Some of the collections presented here is also part of the world history. I mean, there are stories about early printing in the world, stories about ceramic production in the world and the world trade of Chinese and Japanese porcelain.
Max Nöje: What will happen this spring in the museum?
Michael Lee: We have our Lunar New Year celebrations on 14 February. We have the largest Lunar Year Celebrations in Scandanavia as well. So that day. we hope to get around 2000 visitors. We have Lion dances, difference type of Chinese dance activities, calligraphy, workshops etc.
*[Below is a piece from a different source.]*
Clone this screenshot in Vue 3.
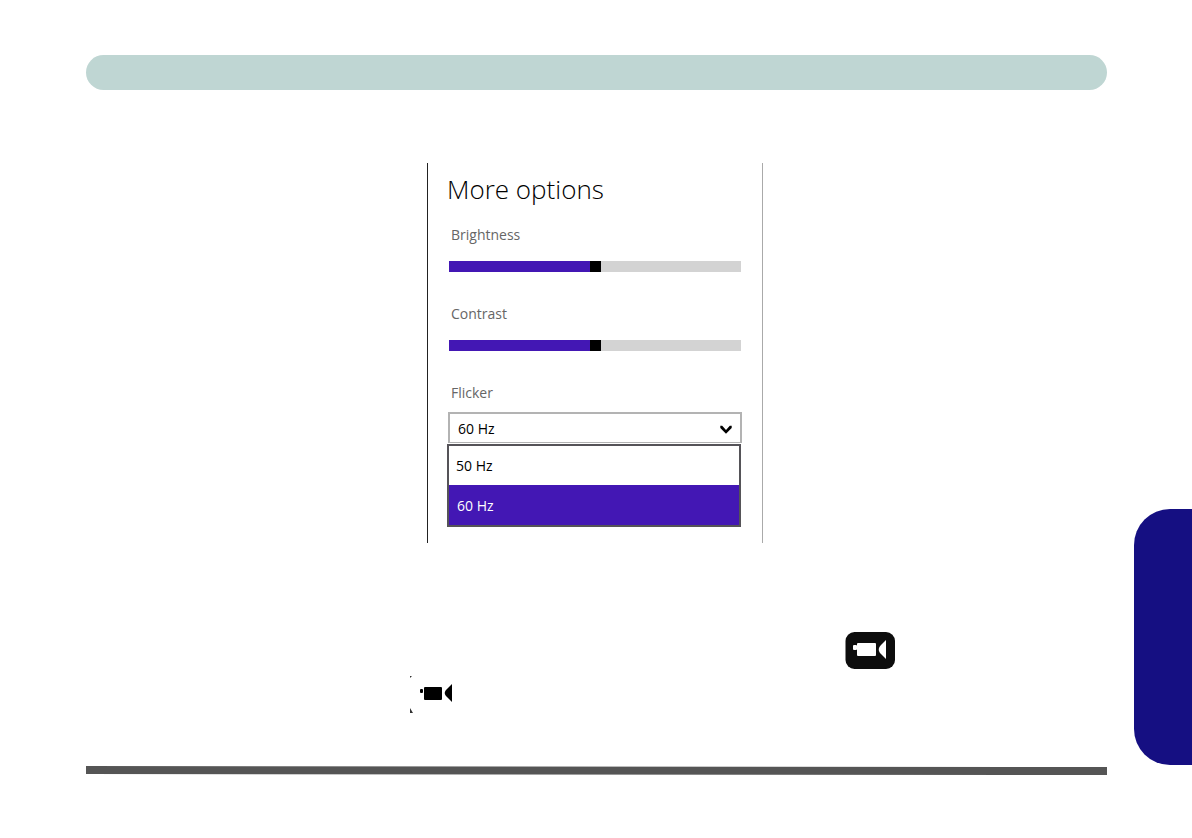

We will also high-light other countries Japan that celebrates the Lunar New Year like Korea Japan.
Lion dances will be performances outdoors.
We will also be a part of India Week at the end of May, during which we will have different events about Indian art and culture.
Max Nöje: Who are mainly your visitors at Östasiatiska museum?
Michael Lee: We try to create all of our exhibits approachable to all ages. People should be able to find something for everyone here.
It also depends of the type of exhibition we have. When we inaugurated the sculpture hall and invited the monks from India, we had many people interested in East Asian religions at that time. We had also a lot a monks coming then.
Then we have different activities like guessing games, memory games, touching station to all ages and we the Dragon atelier for the children.
Max Nöje: What is the difference of working here compare to the other museums you worked before?
Michael Lee: This museum is bigger. You have a lot more people with different expertise and specializations that create a wonderful environment in which to work for. People who specialize in the history, in art, techniques of building the exhibit so when do have these exhibition meetings; there is lot of excitement to bring the different ideas into the exhibits.
Max Nöje: This building is so big. How come?
Michael Lee: Yes, is narrow and very long. The reason why is so long is because this building used to be where they made the ropes for the ships.
Max Nöje: Do people still donate objects?
Michael Lee: We are careful because we don’t want to contribute the looting of objects of other countries as well as in Sweden. So we follow the UNIESCO 1970s World Protection of Heritage. This essentially means that museums should not collect things without knowing the provenance and to have a recorded documentation. If there is no documentation or left the country after 1970, it should not be collected. We also want to make sure that the objects fit within the museum’s collection and so forth.